There is more to learn when using Postgres, but not too much just to get up and running. I managed to get it running with an ORM that had been using MySQL in a few hours. The docs are really good too. Oh yeah, and my favorite animal is an elephant.
-
Re:Oracle needs to cater to business not the commu
I've heard the arguments that postgres is as easy as MySQL, and they're bullshit.
Lets see:
Postgres has no good GUI applications that can compare with MySQL's
Why you need more than one is beyond me. Isn't Pgadmin enough?
their command line application is just as good in its own way
Well, ok. Whatever 'in its own way' means.
and the market share that ensures you need to google multiple times to find the info you're looking for.
Postgres has some of the best documentation of any open source project I've seen. Sure, MySQL is good as well, but lets not spread bullshit here.
Installing postgres is also a nightmare compared to MySQL.
You mean in a download-the-msi-and-double-click-on-it way, or the apt-get-install-it way?
To sum up: free > $millions, easy > full-featured (in many circumstances).
Well, it's fully-featured, but not necessarily all of those features at the same time. Try doing full-text indexing on a database with foreign-keys on it in MySQL sometime.
-
Re:why?
Many of us MySQL users see your Postgres question the same way: why use Postgres?

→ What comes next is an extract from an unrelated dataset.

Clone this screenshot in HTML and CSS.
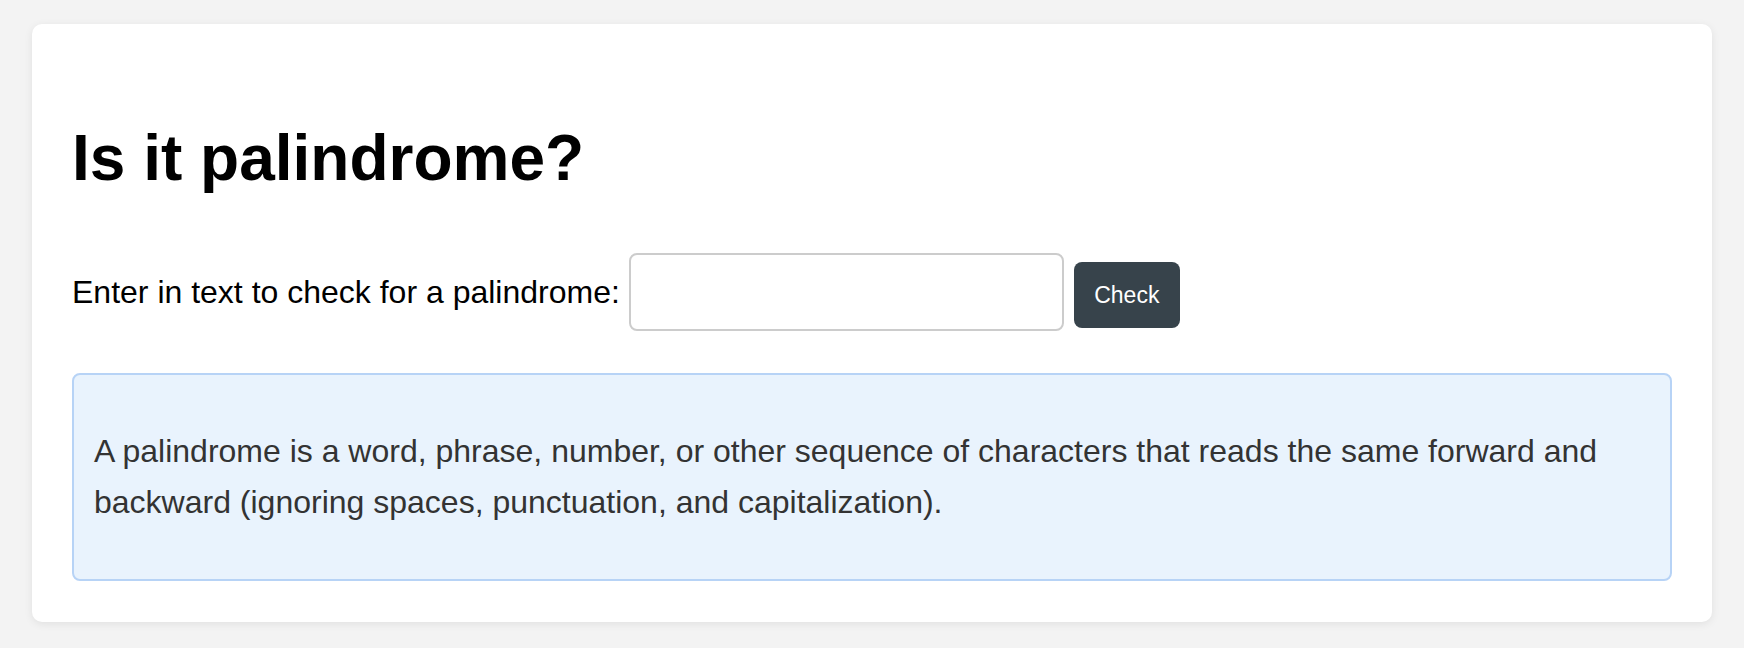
FILE: index.html
```html
<!DOCTYPE html>
<html lang="en">
<head>
<meta charset="utf-8">
<title>Is it palindrome?</title>
<link rel="stylesheet" href="styles.css">
</head>
<body>
<main class="card">
  <h1 class="title">Is it palindrome?</h1>
  <div class="form-row">
    <label class="form-label" for="text-input">Enter in text to check for a palindrome:</label>
    <input class="text-input" id="text-input" type="text">
    <button class="check-btn" type="button">Check</button>
  </div>
  <div class="info-box">
    <p class="info-text">A palindrome is a word, phrase, number, or other sequence of characters that reads the same forward and backward (ignoring spaces, punctuation, and capitalization).</p>
  </div>
</main>
</body>
</html>
```

FILE: styles.css
```css
* { box-sizing: border-box; }

html, body {
  margin: 0;
  padding: 0;
}

body {
  background: #f3f3f3;
  font-family: "Liberation Sans", Arial, Helvetica, sans-serif;
  color: #000;
  padding: 24px 32px 28px;
}

.card {
  background: #fff;
  border-radius: 10px;
  box-shadow: 0 2px 8px rgba(0, 0, 0, 0.08);
  padding: 40px 40px 41px;
}

.title {
  font-size: 64px;
  font-weight: 700;
  line-height: 74px;
  margin: 57px 0 58px;
}

.form-row {
  display: flex;
  align-items: center;
  margin-bottom: 42px;
}

.form-label {
  font-size: 32px;
  line-height: 37px;
  margin-right: 9px;
}

.text-input {
  width: 435px;
  height: 78px;
  border: 2px solid #cccccc;
  border-radius: 8px;
  background: #fff;
  font-size: 32px;
  font-family: inherit;
  padding: 0 14px;
  margin-right: 10px;
  outline: none;
}

.check-btn {
  width: 106px;
  height: 66px;
  margin-top: 6px;
  background: #37434b;
  color: #fff;
  border: none;
  border-radius: 8px;
  font-family: inherit;
  font-size: 23px;
  padding: 0;
}

.info-box {
  background: #e9f3fd;
  border: 2px solid #b7d3f6;
  border-radius: 8px;
  padding: 18px 20px;
}

.info-text {
  margin: 33px 0;
  font-size: 32px;
  line-height: 51.2px;
  color: #333;
}
```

Because MyISAM, which is what most MySQL users use, is not fucking ACID compliant.
Take a look at the potential problems. Take a look at recommended use cases: "Tables which contain read-only data, throw-away data, data which can be quickly re-generated." Are you bloody kidding me!?

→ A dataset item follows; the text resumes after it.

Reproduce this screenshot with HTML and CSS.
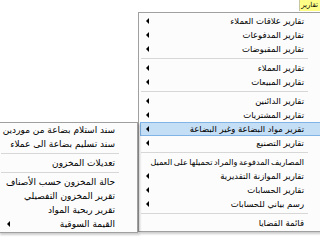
FILE: index.html
```html
<!DOCTYPE html>
<html lang="ar" dir="rtl">
<head>
    <meta charset="UTF-8">
    <meta name="viewport" content="width=device-width, initial-scale=1.0">
    <title>تقارير</title>
    <link rel="stylesheet" href="styles.css">
</head>
<body>
    <div class="menubar">
        <span class="menubar-item active">تقارير</span>
    </div>

    <ul class="menu main-menu">
        <li class="menu-item"><span>تقارير علاقات العملاء</span><i class="arrow"></i></li>
        <li class="menu-item"><span>تقارير المدفوعات</span><i class="arrow"></i></li>
        <li class="menu-item"><span>تقارير المقبوضات</span><i class="arrow"></i></li>
        <li class="menu-sep"></li>
        <li class="menu-item"><span>تقارير العملاء</span><i class="arrow"></i></li>
        <li class="menu-item"><span>تقارير المبيعات</span><i class="arrow"></i></li>
        <li class="menu-sep"></li>
        <li class="menu-item"><span>تقارير الدائنين</span><i class="arrow"></i></li>
        <li class="menu-item"><span>تقارير المشتريات</span><i class="arrow"></i></li>
        <li class="menu-item selected"><span>تقرير مواد البضاعة وغير البضاعة</span><i class="arrow"></i></li>
        <li class="menu-item"><span>تقارير التصنيع</span><i class="arrow"></i></li>
        <li class="menu-sep"></li>
        <li class="menu-item long"><span>المصاريف المدفوعة والمراد تحميلها على العميل</span></li>
        <li class="menu-item"><span>تقارير الموازنة التقديرية</span><i class="arrow"></i></li>
        <li class="menu-item"><span>تقارير الحسابات</span><i class="arrow"></i></li>
        <li class="menu-item"><span>رسم بياني للحسابات</span><i class="arrow"></i></li>
        <li class="menu-sep"></li>
        <li class="menu-item"><span>قائمة القضايا</span></li>
    </ul>

    <ul class="menu sub-menu">
        <li class="menu-item"><span>سند استلام بضاعة من موردين</span></li>
        <li class="menu-item"><span>سند تسليم بضاعة الى عملاء</span></li>
        <li class="menu-sep"></li>
        <li class="menu-item"><span>تعديلات المخزون</span></li>
        <li class="menu-sep"></li>
        <li class="menu-item"><span>حالة المخزون حسب الأصناف</span></li>
        <li class="menu-item"><span>تقرير المخزون التفصيلي</span></li>
        <li class="menu-item"><span>تقرير ربحية المواد</span></li>
        <li class="menu-item"><span>القيمة السوقية</span><i class="arrow"></i></li>
    </ul>
</body>
</html>
```

FILE: styles.css
```css
body {
    margin: 0;
    width: 320px;
    height: 240px;
    overflow: hidden;
    position: relative;
    background: #fff;
    color: #000;
    font-family: "DejaVu Sans", sans-serif;
    font-size: 8.5px;
}

.menubar {
    display: flex;
    height: 12px;
}

.menubar-item {
    padding: 0 2px 0 1px;
    line-height: 11px;
    height: 11px;
    font-size: 7px;
    white-space: nowrap;
}

.menubar-item.active {
    background-color: #ffff88;
    border-left: 1px solid #c8c8a0;
}

.menu {
    list-style: none;
    margin: 0;
    padding: 1px 0;
    position: absolute;
    box-sizing: border-box;
    background-color: #fcfcfc;
    border: 1px solid #a0a0a0;
    box-shadow: 2px 2px 2px rgba(0, 0, 0, 0.2);
}

/* dropdown under the menubar item */
.main-menu {
    top: 12px;
    left: 138px;
    right: -4px;
}

.main-menu .menu-item {
    padding: 0 17px 0 5px;
}

.main-menu .menu-item.long {
    font-size: 8px;
    word-spacing: -1px;
}

.main-menu .menu-sep {
    margin: 2px 15px 2px 2px;
}

/* submenu of the selected item */
.sub-menu {
    top: 122px;
    left: -2px;
    width: 140px;
    padding-top: 0;
    font-size: 9px;
    z-index: 1;
}

.sub-menu .menu-item {
    padding: 0 20px 0 6px;
}

.sub-menu .menu-sep {
    margin: 2px 18px 2px 2px;
}

.menu-item {
    display: flex;
    align-items: center;
    box-sizing: border-box;
    height: 14px;
    margin: 0 1px;
    border: 1px solid transparent;
    white-space: nowrap;
}

.menu-item.selected {
    background-color: #c4def5;
    border-color: #80b4e6;
}

.menu-sep {
    height: 1px;
    background-color: #d7d7d7;
}

.arrow {
    margin-right: auto;
    width: 0;
    height: 0;
    border-top: 3px solid transparent;
    border-bottom: 3px solid transparent;
    border-right: 3px solid #000;
}
```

I can't believe my eyes when I read questions (or posts) such as the above. Because it betrays your huge ignorance. Every man and his dog has heard of MySQL and is probably using it, true. But it's also true that most of them have no bloody idea of what ACID is or why it's desirable, or that MySQL with its MyISAM tables goes completely happy-go-lucky on the whole concept. These are the same people who probably don't bother using foreign keys, or have never even heard of transactions, or can't think why they'd need them.
Sure, MySQL offers InnoDB, which is supposed to rectify those issues. But how does it go about it, may I ask? Why, take a looksy. It's an entire bloody SECTION of the manual, which goes to great lengths to explain all kinds of issues and exceptions to the rules and whatnot. Summary: "It locks rows like this, except if it's a full moon then you have to blink your left eye every five seconds, and if you're doing a particular SELECT you need to stand on one leg, except on Fridays when it's the right leg."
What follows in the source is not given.